# START OF Records to use

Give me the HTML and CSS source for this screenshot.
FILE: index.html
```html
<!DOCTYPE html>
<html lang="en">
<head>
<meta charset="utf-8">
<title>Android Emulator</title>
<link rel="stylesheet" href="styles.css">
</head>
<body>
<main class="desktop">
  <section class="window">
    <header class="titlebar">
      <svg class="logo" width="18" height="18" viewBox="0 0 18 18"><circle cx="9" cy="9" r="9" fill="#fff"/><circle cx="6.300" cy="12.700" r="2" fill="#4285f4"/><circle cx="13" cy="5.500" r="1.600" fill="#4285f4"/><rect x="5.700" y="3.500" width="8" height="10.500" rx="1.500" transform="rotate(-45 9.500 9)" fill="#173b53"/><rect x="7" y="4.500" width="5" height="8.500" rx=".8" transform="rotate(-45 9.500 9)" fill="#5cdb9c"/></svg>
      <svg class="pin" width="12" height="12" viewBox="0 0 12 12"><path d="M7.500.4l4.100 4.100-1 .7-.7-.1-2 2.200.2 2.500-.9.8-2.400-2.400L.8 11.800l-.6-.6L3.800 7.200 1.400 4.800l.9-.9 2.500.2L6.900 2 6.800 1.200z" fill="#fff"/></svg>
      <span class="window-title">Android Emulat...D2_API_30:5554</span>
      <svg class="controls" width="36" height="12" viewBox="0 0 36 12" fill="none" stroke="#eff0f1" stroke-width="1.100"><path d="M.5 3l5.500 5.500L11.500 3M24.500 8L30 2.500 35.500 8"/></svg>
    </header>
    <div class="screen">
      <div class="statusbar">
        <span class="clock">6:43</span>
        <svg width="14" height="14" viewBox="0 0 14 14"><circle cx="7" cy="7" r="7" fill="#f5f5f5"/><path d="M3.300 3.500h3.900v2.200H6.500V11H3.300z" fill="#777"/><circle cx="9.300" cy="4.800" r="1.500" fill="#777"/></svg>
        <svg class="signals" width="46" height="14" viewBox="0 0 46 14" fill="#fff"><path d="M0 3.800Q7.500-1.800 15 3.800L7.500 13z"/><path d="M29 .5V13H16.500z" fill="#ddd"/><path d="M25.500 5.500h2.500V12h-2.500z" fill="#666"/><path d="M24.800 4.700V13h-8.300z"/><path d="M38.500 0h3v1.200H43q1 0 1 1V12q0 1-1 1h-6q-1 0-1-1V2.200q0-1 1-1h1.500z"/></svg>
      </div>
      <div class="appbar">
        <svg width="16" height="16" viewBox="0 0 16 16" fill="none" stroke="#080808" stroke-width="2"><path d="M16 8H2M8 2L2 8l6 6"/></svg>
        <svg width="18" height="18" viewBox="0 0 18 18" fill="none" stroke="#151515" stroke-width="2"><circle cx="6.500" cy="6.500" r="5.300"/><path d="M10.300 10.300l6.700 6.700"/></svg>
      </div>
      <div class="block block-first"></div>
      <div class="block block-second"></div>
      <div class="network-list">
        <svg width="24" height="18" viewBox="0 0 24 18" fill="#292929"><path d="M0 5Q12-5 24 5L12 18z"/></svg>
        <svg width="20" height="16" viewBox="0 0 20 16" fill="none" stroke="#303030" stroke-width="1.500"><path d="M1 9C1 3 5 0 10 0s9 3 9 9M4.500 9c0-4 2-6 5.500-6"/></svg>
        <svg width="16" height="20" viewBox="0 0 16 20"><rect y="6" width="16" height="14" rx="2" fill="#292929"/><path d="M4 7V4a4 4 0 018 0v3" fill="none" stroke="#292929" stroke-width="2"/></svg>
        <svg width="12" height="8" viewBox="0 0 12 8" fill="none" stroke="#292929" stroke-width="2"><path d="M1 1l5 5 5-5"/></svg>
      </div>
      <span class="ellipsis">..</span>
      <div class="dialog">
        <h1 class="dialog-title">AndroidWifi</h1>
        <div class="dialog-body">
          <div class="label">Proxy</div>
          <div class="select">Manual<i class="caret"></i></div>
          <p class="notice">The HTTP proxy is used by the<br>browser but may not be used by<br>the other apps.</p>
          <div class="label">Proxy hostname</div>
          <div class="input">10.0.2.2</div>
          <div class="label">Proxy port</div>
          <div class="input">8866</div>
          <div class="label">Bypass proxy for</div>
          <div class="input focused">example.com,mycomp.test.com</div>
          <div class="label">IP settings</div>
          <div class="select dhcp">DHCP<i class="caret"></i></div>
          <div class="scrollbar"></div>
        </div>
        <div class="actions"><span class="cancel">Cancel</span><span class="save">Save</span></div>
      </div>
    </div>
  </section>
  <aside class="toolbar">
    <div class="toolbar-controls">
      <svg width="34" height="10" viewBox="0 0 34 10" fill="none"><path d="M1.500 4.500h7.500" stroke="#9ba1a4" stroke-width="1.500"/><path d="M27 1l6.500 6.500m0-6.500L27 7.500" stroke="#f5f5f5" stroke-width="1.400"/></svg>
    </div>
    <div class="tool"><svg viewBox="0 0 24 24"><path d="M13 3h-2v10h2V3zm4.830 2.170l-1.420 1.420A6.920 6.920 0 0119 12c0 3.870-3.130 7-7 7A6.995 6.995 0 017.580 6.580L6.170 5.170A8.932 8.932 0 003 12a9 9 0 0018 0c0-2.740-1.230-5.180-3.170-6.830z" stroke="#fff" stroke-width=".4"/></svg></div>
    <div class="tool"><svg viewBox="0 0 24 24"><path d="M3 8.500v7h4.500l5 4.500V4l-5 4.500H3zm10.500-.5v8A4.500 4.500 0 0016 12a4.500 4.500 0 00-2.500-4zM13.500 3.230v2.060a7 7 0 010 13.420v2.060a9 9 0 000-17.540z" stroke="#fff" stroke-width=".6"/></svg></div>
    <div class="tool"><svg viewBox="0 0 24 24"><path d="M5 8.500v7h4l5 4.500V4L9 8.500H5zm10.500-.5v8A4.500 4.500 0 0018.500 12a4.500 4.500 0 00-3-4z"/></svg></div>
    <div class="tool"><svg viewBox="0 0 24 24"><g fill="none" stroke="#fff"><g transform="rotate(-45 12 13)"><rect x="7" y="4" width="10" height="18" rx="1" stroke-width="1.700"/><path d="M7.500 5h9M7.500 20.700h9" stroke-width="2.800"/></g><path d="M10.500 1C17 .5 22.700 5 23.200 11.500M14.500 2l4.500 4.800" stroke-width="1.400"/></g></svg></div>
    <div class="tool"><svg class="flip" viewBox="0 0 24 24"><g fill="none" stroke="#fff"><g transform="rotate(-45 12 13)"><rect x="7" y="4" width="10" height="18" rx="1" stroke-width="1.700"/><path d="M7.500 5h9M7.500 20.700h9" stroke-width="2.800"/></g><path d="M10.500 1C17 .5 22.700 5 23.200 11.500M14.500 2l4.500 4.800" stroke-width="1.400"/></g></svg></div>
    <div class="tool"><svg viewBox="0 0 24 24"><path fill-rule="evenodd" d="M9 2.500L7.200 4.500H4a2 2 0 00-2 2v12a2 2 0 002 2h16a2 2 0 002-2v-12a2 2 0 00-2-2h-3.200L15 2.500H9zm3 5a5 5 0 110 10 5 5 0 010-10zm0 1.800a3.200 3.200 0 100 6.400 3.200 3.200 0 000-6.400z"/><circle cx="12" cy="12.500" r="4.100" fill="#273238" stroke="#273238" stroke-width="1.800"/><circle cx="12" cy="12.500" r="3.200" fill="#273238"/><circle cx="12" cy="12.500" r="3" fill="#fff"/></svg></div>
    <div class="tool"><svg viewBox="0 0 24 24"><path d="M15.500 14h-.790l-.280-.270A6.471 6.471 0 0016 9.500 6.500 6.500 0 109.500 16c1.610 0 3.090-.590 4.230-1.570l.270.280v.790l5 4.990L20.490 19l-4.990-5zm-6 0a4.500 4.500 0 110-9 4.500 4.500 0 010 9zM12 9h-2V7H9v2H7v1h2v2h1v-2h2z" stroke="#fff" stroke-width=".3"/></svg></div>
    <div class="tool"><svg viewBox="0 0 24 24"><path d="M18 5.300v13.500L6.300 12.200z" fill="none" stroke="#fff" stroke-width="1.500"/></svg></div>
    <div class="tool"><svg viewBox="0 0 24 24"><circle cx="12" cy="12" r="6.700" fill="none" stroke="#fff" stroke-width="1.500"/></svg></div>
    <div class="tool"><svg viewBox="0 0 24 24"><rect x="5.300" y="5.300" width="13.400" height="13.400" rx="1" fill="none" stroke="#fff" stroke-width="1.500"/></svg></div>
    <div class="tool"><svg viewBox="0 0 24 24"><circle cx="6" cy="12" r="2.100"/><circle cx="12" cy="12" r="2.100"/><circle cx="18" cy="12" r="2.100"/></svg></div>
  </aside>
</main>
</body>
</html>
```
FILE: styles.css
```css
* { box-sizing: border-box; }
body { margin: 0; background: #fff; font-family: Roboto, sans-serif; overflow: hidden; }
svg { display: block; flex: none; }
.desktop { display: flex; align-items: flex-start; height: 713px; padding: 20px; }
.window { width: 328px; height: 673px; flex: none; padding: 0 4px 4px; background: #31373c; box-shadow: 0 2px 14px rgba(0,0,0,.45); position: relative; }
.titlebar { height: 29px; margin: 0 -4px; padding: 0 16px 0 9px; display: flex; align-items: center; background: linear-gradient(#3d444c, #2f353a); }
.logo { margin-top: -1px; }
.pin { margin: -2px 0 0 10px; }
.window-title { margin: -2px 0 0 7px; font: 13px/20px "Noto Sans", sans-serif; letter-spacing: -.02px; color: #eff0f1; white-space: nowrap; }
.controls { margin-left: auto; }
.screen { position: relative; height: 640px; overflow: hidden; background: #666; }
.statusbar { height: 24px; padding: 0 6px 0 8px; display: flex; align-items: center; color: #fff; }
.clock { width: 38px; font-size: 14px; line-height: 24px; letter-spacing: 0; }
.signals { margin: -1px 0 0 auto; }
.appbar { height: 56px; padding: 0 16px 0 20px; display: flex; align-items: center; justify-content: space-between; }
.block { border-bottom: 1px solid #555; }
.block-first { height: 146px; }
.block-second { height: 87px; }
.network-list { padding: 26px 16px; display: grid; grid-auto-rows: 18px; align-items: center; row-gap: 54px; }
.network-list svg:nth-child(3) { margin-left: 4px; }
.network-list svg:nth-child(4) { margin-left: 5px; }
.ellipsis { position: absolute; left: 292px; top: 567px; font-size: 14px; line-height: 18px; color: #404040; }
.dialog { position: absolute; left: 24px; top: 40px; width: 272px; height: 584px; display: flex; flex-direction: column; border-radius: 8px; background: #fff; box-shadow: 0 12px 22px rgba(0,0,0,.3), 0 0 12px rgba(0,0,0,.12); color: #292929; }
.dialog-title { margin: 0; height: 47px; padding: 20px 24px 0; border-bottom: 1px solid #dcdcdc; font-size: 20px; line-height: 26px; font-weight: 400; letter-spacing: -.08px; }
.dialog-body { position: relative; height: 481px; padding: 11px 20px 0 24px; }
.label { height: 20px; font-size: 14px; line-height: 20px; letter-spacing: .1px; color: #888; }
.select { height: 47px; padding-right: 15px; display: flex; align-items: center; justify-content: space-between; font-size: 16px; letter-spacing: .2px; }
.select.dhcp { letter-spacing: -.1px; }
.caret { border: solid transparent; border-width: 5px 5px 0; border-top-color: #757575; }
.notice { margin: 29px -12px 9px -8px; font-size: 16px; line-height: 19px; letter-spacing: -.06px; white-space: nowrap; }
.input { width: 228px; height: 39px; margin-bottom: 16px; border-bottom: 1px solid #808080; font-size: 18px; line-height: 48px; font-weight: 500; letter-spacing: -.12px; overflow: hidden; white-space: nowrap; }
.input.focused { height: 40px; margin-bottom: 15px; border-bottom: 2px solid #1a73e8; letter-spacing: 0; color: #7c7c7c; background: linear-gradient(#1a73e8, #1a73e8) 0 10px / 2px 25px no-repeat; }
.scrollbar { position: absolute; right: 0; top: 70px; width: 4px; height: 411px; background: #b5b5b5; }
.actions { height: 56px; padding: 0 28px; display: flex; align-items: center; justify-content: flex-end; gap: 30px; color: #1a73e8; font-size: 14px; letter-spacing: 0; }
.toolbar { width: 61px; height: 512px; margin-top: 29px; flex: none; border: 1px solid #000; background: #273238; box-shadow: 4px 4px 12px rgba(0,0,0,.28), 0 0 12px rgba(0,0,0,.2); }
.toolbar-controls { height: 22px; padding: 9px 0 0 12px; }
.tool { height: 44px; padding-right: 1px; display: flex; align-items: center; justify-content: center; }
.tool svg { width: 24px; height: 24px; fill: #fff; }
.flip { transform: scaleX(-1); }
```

# END OF Records to use
# START OF Records to use

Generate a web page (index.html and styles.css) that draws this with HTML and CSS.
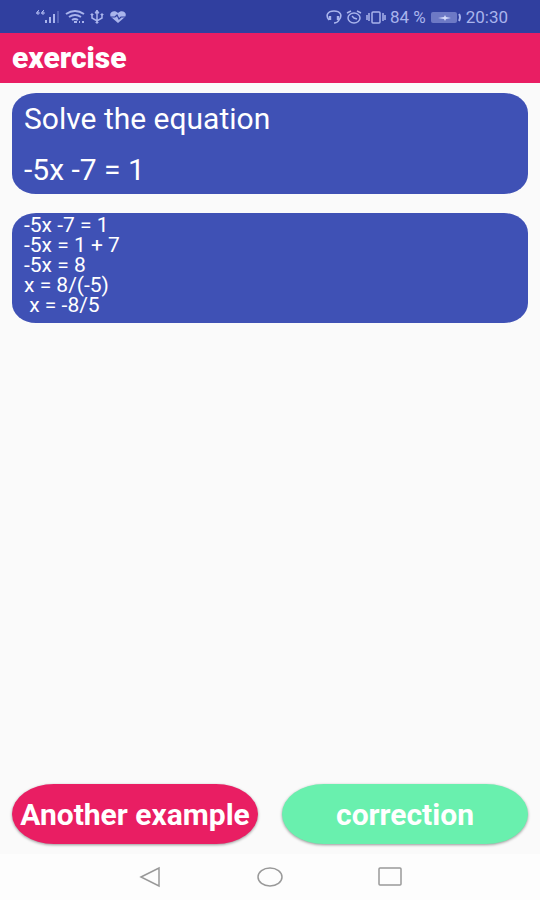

# END OF Records to use

• What the task requires: Write only the number of lines in the records that include the word "this".

• Exercise answer: 2